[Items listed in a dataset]
....................
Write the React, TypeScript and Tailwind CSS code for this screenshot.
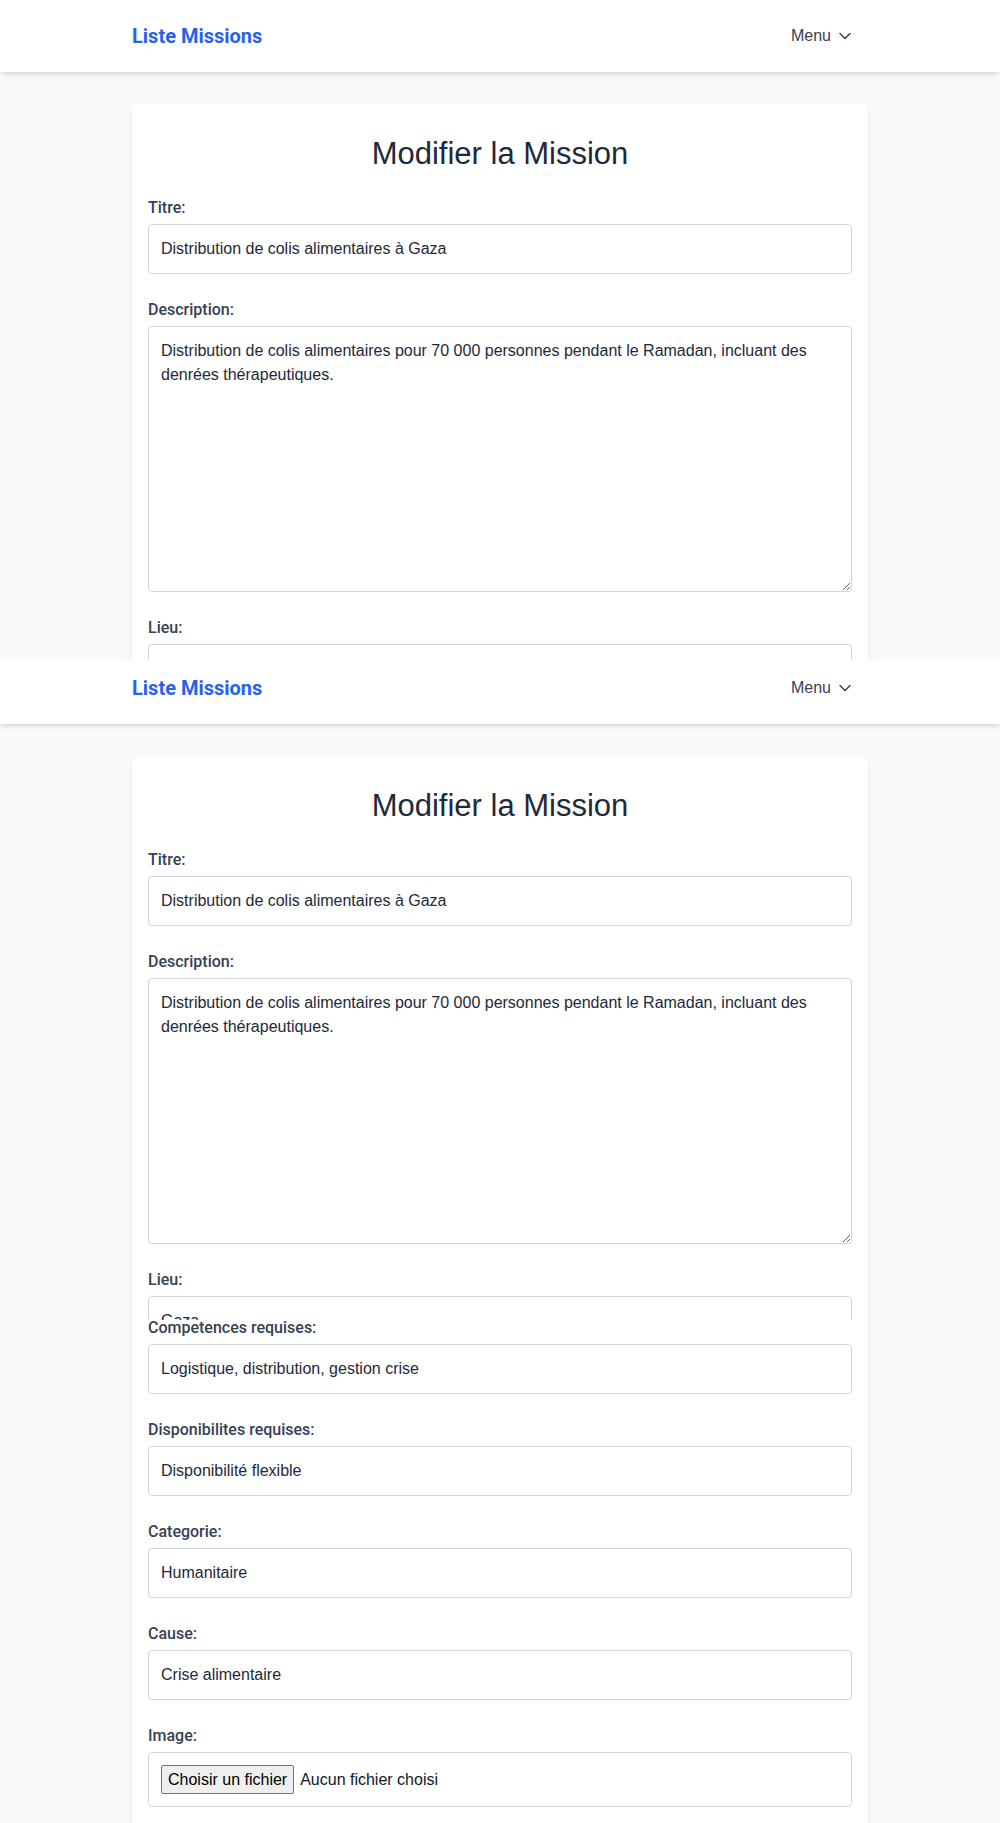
import { ChevronDown } from 'lucide-react';

const champs = [
  { label: 'Titre:', value: 'Distribution de colis alimentaires à Gaza' },
  {
    label: 'Description:',
    value:
      'Distribution de colis alimentaires pour 70 000 personnes pendant le Ramadan, incluant des denrées thérapeutiques.',
    textarea: true
  },
  { label: 'Lieu:', value: 'Gaza' },
  { label: 'Competences requises:', value: 'Logistique, distribution, gestion crise' },
  { label: 'Disponibilites requises:', value: 'Disponibilité flexible' },
  { label: 'Categorie:', value: 'Humanitaire' },
  { label: 'Cause:', value: 'Crise alimentaire' }
];

function Navbar() {
  return (
    <nav className="bg-white shadow-md">
      <div className="mx-auto flex h-[72px] w-[736px] items-center justify-between pr-[13px]">
        <a href="#" className="font-['Roboto',sans-serif] text-xl font-bold text-[#2563eb]">
          Liste Missions
        </a>
        <button className="flex items-center gap-1 text-base text-gray-700">
          Menu
          <ChevronDown size={20} strokeWidth={1.75} />
        </button>
      </div>
    </nav>
  );
}

function Page() {
  return (
    <div className="bg-gray-50">
      <Navbar />
      <main className="py-8">
        <div className="mx-auto w-[736px] rounded-lg bg-white px-4 pt-8 pb-8 shadow-md">
          <h1 className="mb-6 text-center text-[31px] leading-9 text-gray-800">Modifier la Mission</h1>
          <form>
            {champs.map((champ, index) => (
              <div key={index} className="mb-6">
                <label className="mb-1 block font-['Roboto',sans-serif] text-base font-medium text-gray-700">
                  {champ.label}
                </label>
                {champ.textarea ? (
                  <textarea
                    rows={10}
                    defaultValue={champ.value}
                    className="block w-full rounded border border-gray-300 px-3 py-3 text-base leading-6 text-gray-800"
                  />
                ) : (
                  <input
                    type="text"
                    defaultValue={champ.value}
                    className="block w-full rounded border border-gray-300 px-3 py-3 text-base leading-6 text-gray-800"
                  />
                )}
              </div>
            ))}
            <div className="mb-6">
              <label className="mb-1 block font-['Roboto',sans-serif] text-base font-medium text-gray-700">
                Image:
              </label>
              <div className="flex items-center rounded border border-gray-300 px-3 py-3 text-base leading-6 text-gray-900">
                <span className="flex h-[29px] items-center rounded-[2px] border border-[#767676] bg-[#efefef] px-1.5 text-black">
                  Choisir un fichier
                </span>
                <span className="ml-1.5">Aucun fichier choisi</span>
              </div>
            </div>
            <button type="button" className="w-full rounded bg-[#2563eb] py-3 font-semibold text-white">
              Mettre à jour
            </button>
          </form>
        </div>
      </main>
    </div>
  );
}

export default function App() {
  return (
    <div className="font-['Liberation_Sans',Arial,sans-serif]">
      <div className="h-[660px] overflow-hidden">
        <Page />
      </div>
      <div className="h-[660px] overflow-hidden">
        <div className="-mt-2">
          <Page />
        </div>
      </div>
      <div className="h-[503px] overflow-hidden">
        <div className="-mt-[722px]">
          <Page />
        </div>
      </div>
    </div>
  );
}
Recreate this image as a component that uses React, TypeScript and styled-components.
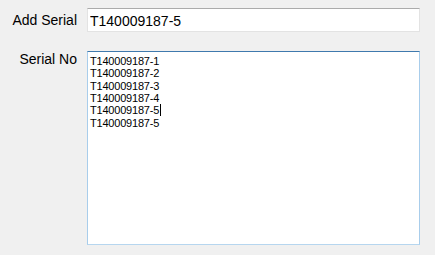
....................
[Aim] Transcribe the material exactly, and leave out whatever pictures it holds.

[Expected answer]
Write the React, TypeScript and Tailwind CSS code for this screenshot.
import { ChevronDown } from 'lucide-react';

const champs = [
  { label: 'Titre:', value: 'Distribution de colis alimentaires à Gaza' },
  {
    label: 'Description:',
    value:
      'Distribution de colis alimentaires pour 70 000 personnes pendant le Ramadan, incluant des denrées thérapeutiques.',
    textarea: true
  },
  { label: 'Lieu:', value: 'Gaza' },
  { label: 'Competences requises:', value: 'Logistique, distribution, gestion crise' },
  { label: 'Disponibilites requises:', value: 'Disponibilité flexible' },
  { label: 'Categorie:', value: 'Humanitaire' },
  { label: 'Cause:', value: 'Crise alimentaire' }
];

function Navbar() {
  return (
    <nav className="bg-white shadow-md">
      <div className="mx-auto flex h-[72px] w-[736px] items-center justify-between pr-[13px]">
        <a href="#" className="font-['Roboto',sans-serif] text-xl font-bold text-[#2563eb]">
          Liste Missions
        </a>
        <button className="flex items-center gap-1 text-base text-gray-700">
          Menu
          <ChevronDown size={20} strokeWidth={1.75} />
        </button>
      </div>
    </nav>
  );
}

function Page() {
  return (
    <div className="bg-gray-50">
      <Navbar />
      <main className="py-8">
        <div className="mx-auto w-[736px] rounded-lg bg-white px-4 pt-8 pb-8 shadow-md">
          <h1 className="mb-6 text-center text-[31px] leading-9 text-gray-800">Modifier la Mission</h1>
          <form>
            {champs.map((champ, index) => (
              <div key={index} className="mb-6">
                <label className="mb-1 block font-['Roboto',sans-serif] text-base font-medium text-gray-700">
                  {champ.label}
                </label>
                {champ.textarea ? (
                  <textarea
                    rows={10}
                    defaultValue={champ.value}
                    className="block w-full rounded border border-gray-300 px-3 py-3 text-base leading-6 text-gray-800"
                  />
                ) : (
                  <input
                    type="text"
                    defaultValue={champ.value}
                    className="block w-full rounded border border-gray-300 px-3 py-3 text-base leading-6 text-gray-800"
                  />
                )}
              </div>
            ))}
            <div className="mb-6">
              <label className="mb-1 block font-['Roboto',sans-serif] text-base font-medium text-gray-700">
                Image:
              </label>
              <div className="flex items-center rounded border border-gray-300 px-3 py-3 text-base leading-6 text-gray-900">
                <span className="flex h-[29px] items-center rounded-[2px] border border-[#767676] bg-[#efefef] px-1.5 text-black">
                  Choisir un fichier
                </span>
                <span className="ml-1.5">Aucun fichier choisi</span>
              </div>
            </div>
            <button type="button" className="w-full rounded bg-[#2563eb] py-3 font-semibold text-white">
              Mettre à jour
            </button>
          </form>
        </div>
      </main>
    </div>
  );
}

export default function App() {
  return (
    <div className="font-['Liberation_Sans',Arial,sans-serif]">
      <div className="h-[660px] overflow-hidden">
        <Page />
      </div>
      <div className="h-[660px] overflow-hidden">
        <div className="-mt-2">
          <Page />
        </div>
      </div>
      <div className="h-[503px] overflow-hidden">
        <div className="-mt-[722px]">
          <Page />
        </div>
      </div>
    </div>
  );
}
Recreate this image as a component that uses React, TypeScript and styled-components.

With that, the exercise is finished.